What's the feature? Time-based replication monitoring in the hot_standby_delay action. This was something that had been a long-standing item on my personal TODO list, and happened to scratch the itch of a couple of clients at the time.
Previously it would only take an integer representing how many bytes of WAL data the master could be ahead of a replica before the threshold is crossed:
check_hot_standby_delay --dbhost=master,replica1 --critical=16777594
This is certainly useful for, say, keeping an eye on whether you're getting close to running over your wal_keep_segments value. Of course it can also be used to indicate whether the replica is still processing WAL, or has become stuck for some reason. But for the (arguably more common) problem of determining whether a replica is falling too far behind determining what byte thresholds to use, beyond simply guessing, isn't easy to figure out.
Postgres 9.1 introduced a handy function to help solve this problem: pg_last_xact_replay_timestamp(). It measures a slightly different thing than the pg_last_xlog_* functions the action previously used. And it's for that reason that the action now has a more complex format for its thresholds:
check_hot_standby_delay --dbhost=master,replica1 --critical="16777594 and 5 min"
For backward compatibility, of course, it'll still take an integer and work the same as it did before. Or alternatively if you only want to watch the chronological lag, you could even give it just a time interval, '5 min', and the threshold only takes the transaction replay timestamp into account. But if you specify both, as above, then both conditions must be met before the threshold activates.
Why? Well, that gets in to bit about the measurement of slightly different things. As its name implies, pg_last_xact_replay_timestamp() returns the timestamp of the last transaction it received and replayed. That's fine if you have a database cluster that's constantly active 24 hours a day. But not all of them are. Some have fluctuating periods of activity, perhaps busy during the business day and nearly idle during the night. In other words, if the master isn't processing any transactions, that last transaction timestamp doesn't change.
Then there's the other end of the scale. With the SSD's/high speed disk arrays a master server may in a short interval process more transaction data than it can send over a network wire. For example, we have a system that runs an ETL process between two local databases on a master server, and generates a ton of transaction log data in a short amount of time. However even if it has many megabytes of WAL data to transmit, the replicas never get any more than a handful of seconds behind and soon catch up.
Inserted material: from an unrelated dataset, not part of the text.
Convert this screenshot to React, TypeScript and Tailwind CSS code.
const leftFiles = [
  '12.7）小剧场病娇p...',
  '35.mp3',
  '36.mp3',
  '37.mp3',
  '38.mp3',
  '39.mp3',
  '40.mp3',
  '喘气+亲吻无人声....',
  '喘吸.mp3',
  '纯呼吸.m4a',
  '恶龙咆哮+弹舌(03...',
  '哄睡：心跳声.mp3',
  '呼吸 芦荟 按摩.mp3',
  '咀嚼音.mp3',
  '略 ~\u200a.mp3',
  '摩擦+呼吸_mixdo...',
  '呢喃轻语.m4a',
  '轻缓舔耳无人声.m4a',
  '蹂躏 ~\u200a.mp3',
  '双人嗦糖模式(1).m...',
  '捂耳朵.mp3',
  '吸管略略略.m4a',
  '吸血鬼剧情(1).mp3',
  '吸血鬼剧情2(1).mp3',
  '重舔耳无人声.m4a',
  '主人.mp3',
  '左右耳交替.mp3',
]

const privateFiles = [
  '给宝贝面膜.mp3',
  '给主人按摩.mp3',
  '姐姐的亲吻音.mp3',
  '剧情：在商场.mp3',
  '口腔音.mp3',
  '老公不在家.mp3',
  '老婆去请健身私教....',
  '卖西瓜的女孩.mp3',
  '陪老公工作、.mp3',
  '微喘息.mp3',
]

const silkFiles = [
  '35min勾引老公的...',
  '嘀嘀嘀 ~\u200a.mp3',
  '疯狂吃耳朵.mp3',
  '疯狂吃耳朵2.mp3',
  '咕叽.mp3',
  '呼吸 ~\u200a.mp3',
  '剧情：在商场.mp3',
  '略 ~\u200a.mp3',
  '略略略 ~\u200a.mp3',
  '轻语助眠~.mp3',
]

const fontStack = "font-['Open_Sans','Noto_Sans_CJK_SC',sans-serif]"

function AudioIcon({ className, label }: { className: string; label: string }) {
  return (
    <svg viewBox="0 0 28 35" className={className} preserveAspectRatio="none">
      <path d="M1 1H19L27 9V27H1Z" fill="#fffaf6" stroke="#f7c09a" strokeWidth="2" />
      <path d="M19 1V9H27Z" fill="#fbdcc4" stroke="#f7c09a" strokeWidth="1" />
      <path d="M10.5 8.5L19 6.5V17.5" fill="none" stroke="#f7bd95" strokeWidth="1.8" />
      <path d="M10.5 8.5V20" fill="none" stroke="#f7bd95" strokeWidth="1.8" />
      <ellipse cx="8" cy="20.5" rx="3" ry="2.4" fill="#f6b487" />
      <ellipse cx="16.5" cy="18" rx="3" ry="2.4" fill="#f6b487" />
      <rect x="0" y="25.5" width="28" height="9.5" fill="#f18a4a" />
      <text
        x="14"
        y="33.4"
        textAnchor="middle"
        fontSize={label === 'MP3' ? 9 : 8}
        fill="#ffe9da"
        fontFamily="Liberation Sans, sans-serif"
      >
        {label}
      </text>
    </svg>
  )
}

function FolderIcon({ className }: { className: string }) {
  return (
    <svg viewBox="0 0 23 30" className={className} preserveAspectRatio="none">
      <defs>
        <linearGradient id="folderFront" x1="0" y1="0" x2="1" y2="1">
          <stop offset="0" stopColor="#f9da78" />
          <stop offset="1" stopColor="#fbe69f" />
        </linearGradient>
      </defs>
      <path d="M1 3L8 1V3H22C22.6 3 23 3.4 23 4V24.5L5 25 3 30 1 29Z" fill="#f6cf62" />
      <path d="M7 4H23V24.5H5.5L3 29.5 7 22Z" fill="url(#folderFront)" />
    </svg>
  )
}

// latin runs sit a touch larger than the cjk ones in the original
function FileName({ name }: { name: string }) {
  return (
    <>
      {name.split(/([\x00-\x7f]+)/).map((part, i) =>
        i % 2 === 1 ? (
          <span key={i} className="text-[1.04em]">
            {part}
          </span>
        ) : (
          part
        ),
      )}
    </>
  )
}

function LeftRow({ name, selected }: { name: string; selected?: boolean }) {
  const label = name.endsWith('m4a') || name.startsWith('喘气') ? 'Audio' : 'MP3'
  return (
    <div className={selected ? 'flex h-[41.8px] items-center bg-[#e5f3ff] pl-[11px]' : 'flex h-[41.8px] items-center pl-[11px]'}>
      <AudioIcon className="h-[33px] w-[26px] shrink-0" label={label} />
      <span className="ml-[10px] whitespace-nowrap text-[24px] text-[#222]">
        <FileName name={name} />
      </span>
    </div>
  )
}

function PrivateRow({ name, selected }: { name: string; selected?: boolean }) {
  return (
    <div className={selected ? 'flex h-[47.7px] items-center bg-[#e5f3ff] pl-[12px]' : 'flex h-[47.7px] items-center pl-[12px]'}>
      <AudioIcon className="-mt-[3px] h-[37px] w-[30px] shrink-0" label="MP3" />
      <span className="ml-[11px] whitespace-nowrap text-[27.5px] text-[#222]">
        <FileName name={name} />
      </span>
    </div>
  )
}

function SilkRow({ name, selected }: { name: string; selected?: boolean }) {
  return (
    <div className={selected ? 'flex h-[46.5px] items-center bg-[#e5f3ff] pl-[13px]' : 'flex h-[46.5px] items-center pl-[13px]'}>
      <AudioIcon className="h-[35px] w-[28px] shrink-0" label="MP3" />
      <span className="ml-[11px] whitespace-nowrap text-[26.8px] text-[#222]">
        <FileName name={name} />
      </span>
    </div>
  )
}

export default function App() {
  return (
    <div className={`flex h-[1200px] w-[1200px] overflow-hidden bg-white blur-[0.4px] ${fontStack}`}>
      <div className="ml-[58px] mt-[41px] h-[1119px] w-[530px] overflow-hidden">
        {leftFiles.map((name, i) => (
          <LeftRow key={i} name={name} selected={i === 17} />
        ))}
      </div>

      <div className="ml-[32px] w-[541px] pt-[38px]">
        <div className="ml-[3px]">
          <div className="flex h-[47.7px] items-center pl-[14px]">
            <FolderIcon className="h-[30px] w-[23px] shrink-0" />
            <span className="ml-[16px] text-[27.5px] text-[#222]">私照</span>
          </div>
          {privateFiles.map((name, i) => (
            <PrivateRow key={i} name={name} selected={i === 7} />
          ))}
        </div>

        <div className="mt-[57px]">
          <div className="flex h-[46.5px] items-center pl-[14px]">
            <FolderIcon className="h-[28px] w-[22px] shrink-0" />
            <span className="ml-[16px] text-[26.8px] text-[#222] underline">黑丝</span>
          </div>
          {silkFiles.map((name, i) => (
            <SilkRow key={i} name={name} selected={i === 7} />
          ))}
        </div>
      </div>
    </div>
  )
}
Both conditions on their own are fine. It's when both conditions are simultaneously met, when the replica is behind in both transaction log and it hasn't seen a chronologically recent transaction, that's when you know something is going wrong with your replication connection.
Naturally, this updated check also includes the chronological lag metric, so you can feed that into Graphite, or some other system of choice. Just make sure you're system handles the new metric; our Nagios system seemed to ignore it until the RRD data for the check was cleared and recreated.
Oh, and make sure your clocks are in sync. The timestamp check executes only on the replica, so any difference between its clock and the master's can show up as skew here. ntpd is an easy way to keep everything mostly synchronized, but if you really want to be sure, check_postgres also has a timesync action.